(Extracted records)
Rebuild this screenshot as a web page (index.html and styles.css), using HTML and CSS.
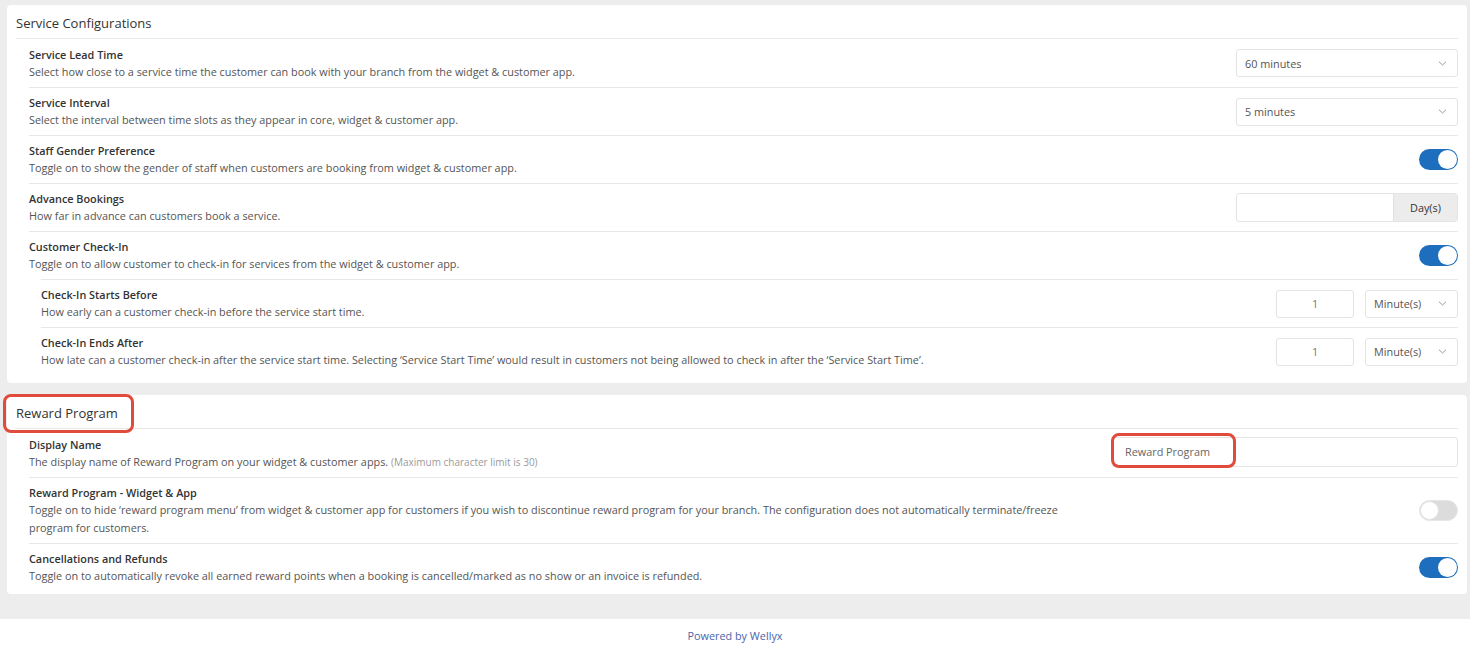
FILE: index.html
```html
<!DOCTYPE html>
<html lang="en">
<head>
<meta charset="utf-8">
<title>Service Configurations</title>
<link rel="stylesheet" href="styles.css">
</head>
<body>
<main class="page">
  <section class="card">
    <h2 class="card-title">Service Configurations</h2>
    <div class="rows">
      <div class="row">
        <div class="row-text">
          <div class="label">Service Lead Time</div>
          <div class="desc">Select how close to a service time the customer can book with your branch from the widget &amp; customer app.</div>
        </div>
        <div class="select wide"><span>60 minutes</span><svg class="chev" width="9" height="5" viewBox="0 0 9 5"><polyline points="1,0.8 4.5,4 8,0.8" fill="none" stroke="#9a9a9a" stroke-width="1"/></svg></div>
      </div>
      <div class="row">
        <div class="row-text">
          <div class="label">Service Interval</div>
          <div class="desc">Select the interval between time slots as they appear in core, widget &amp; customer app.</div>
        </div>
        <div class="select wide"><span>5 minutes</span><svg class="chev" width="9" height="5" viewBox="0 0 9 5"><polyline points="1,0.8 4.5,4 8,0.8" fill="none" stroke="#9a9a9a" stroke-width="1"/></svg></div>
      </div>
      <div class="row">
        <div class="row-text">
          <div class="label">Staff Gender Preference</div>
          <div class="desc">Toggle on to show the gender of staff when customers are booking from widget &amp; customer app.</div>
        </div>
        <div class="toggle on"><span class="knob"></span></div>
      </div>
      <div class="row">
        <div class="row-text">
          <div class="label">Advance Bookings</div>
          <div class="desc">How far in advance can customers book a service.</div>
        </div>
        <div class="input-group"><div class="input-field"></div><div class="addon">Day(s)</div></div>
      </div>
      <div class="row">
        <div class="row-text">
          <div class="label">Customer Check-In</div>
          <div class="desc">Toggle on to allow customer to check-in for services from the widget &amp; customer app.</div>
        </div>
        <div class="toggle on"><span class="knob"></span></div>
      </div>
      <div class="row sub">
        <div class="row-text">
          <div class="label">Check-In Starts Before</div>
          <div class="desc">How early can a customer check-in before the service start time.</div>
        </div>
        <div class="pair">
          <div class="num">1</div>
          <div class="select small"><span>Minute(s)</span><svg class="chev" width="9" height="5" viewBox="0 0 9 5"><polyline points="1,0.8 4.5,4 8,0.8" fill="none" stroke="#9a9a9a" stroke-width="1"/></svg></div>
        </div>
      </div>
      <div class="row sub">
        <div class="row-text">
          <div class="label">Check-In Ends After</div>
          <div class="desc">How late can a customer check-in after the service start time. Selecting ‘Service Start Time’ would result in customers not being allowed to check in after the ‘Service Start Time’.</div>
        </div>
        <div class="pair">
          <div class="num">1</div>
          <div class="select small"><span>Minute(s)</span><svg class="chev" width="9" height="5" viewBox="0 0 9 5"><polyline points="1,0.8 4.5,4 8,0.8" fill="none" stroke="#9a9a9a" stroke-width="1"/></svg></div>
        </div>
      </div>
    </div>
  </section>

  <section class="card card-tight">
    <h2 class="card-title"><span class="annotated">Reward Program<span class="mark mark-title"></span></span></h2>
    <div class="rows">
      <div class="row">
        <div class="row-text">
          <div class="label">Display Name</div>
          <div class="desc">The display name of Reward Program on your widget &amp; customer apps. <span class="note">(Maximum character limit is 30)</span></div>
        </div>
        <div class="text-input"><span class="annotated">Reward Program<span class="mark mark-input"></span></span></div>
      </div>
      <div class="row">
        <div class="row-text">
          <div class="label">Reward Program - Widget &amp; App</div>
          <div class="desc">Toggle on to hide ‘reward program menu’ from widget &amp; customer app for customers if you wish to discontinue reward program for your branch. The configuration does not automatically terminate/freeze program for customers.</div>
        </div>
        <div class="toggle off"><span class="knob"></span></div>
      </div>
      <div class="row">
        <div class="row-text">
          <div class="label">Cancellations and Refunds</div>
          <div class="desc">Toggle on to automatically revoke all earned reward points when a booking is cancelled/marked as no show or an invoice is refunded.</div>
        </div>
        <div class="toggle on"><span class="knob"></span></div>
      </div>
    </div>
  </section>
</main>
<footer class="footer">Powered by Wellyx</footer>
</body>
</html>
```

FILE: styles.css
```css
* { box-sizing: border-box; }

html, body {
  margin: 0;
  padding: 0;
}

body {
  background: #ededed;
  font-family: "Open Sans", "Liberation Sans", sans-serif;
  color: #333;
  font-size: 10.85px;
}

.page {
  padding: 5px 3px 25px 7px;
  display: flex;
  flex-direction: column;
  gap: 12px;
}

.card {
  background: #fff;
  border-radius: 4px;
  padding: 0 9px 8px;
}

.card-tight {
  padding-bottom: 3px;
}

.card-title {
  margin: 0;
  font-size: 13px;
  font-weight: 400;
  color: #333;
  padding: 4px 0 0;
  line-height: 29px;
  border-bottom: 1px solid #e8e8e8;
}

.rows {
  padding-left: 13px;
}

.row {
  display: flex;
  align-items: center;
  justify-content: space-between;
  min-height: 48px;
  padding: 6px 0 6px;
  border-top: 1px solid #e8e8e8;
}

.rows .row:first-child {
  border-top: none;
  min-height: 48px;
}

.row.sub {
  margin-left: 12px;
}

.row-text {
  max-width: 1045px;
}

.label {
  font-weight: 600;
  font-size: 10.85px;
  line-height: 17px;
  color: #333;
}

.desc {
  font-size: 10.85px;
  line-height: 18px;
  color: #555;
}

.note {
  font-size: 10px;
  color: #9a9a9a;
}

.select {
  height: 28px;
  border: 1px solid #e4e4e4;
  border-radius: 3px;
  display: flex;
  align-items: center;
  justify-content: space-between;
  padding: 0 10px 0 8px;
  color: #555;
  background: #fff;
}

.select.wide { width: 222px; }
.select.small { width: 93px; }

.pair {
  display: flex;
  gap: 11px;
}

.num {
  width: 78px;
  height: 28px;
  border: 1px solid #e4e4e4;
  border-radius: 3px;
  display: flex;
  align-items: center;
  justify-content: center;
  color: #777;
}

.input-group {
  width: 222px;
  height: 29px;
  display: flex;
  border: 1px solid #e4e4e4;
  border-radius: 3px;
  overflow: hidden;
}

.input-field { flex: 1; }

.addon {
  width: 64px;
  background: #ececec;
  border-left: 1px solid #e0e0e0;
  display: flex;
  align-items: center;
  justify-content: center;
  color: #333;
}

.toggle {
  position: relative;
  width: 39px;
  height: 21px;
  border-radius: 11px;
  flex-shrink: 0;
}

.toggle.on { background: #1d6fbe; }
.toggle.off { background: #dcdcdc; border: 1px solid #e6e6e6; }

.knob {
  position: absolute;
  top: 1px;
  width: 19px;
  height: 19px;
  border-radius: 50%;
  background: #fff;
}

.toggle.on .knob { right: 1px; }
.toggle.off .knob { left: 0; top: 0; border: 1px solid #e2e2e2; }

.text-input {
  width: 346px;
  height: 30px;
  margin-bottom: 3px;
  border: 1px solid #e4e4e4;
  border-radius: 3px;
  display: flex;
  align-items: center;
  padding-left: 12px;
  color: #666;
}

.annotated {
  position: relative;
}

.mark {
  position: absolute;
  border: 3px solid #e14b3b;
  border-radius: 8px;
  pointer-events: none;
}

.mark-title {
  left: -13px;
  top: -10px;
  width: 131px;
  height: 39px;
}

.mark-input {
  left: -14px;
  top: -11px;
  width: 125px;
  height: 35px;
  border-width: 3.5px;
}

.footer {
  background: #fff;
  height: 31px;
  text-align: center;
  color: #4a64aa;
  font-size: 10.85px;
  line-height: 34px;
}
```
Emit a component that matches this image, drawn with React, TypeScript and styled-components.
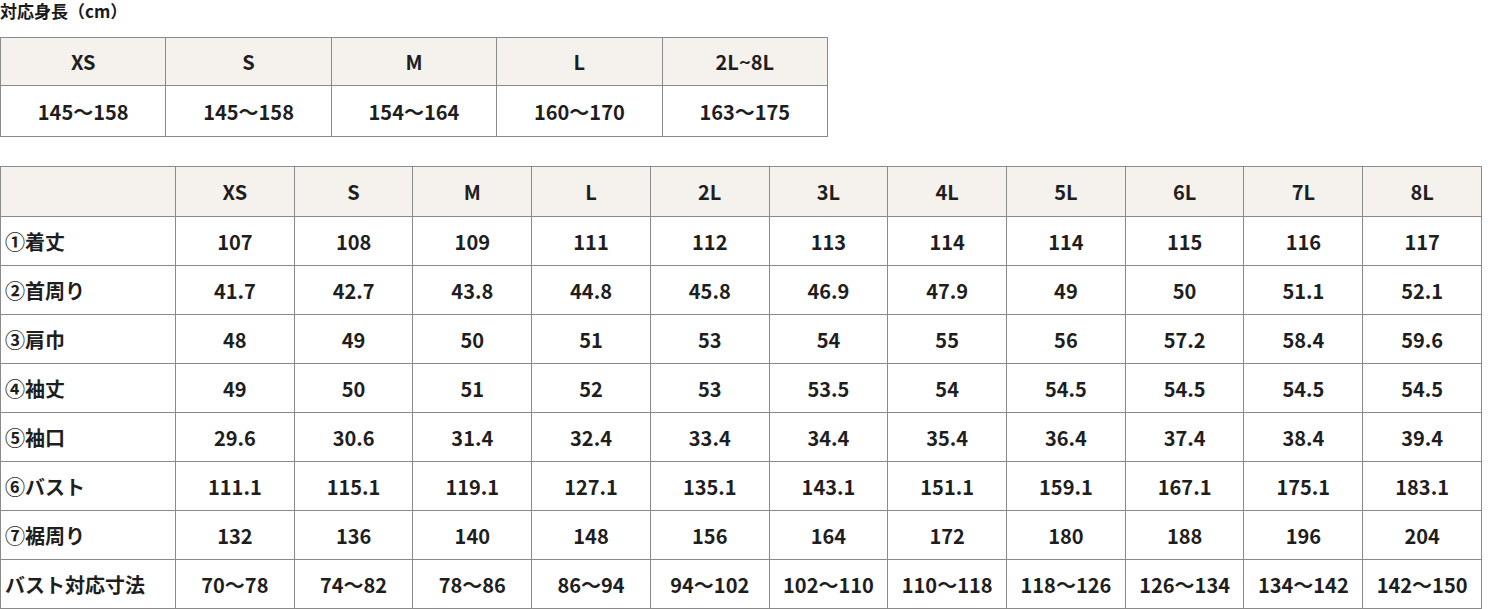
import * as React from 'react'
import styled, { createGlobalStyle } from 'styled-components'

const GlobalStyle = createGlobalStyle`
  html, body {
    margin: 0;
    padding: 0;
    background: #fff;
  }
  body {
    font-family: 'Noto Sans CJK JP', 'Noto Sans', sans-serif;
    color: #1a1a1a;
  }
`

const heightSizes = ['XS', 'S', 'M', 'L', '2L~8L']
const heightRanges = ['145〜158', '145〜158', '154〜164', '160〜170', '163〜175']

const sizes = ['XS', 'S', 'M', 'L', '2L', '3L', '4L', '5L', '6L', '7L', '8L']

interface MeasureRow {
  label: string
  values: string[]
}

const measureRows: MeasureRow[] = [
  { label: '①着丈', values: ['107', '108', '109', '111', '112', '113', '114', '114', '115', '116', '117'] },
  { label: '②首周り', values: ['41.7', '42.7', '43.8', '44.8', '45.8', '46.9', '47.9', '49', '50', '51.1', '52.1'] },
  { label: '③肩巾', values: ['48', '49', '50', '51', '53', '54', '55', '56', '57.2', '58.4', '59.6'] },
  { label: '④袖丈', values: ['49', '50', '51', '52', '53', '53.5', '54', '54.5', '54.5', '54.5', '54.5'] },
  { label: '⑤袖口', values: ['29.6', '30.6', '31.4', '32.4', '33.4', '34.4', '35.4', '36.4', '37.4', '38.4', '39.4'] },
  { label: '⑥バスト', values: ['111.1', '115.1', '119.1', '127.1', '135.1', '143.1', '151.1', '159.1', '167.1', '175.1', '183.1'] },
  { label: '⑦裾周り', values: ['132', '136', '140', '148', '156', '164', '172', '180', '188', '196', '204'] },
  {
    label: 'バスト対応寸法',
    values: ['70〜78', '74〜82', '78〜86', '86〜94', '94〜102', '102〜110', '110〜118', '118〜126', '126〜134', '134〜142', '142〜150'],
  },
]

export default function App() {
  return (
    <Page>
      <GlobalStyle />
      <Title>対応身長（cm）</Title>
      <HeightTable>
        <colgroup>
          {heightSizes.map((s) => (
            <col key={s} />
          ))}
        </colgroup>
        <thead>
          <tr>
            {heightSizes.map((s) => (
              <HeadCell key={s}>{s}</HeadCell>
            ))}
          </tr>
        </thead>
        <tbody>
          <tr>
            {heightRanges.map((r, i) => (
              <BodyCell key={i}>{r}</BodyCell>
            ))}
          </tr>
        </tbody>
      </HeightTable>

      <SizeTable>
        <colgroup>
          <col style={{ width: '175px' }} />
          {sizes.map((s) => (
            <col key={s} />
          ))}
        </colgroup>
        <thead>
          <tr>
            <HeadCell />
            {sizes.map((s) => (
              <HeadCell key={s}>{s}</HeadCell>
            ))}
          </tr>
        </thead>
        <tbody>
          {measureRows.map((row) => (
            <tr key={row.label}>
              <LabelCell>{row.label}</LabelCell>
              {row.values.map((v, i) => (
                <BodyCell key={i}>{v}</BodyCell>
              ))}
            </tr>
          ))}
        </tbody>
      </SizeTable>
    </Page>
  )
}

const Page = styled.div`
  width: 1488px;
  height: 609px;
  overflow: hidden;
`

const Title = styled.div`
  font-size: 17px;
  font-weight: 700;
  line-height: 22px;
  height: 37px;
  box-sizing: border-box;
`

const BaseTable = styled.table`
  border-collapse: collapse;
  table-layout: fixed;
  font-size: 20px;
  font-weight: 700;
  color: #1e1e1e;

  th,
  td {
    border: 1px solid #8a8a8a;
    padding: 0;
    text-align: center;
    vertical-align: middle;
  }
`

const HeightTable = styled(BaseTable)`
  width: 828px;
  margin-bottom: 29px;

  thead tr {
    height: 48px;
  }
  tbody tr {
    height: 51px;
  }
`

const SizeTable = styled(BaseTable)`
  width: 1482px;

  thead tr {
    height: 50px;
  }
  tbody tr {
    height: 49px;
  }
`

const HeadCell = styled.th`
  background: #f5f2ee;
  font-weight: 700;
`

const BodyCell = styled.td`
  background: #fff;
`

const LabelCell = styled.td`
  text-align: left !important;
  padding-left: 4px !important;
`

• What you should do:
Return all lines containing the word "with".

• Solution for this exercise:
          <div class="desc">Select how close to a service time the customer can book with your branch from the widget &amp; customer app.</div>
Emit a component that matches this image, drawn with React, TypeScript and styled-components.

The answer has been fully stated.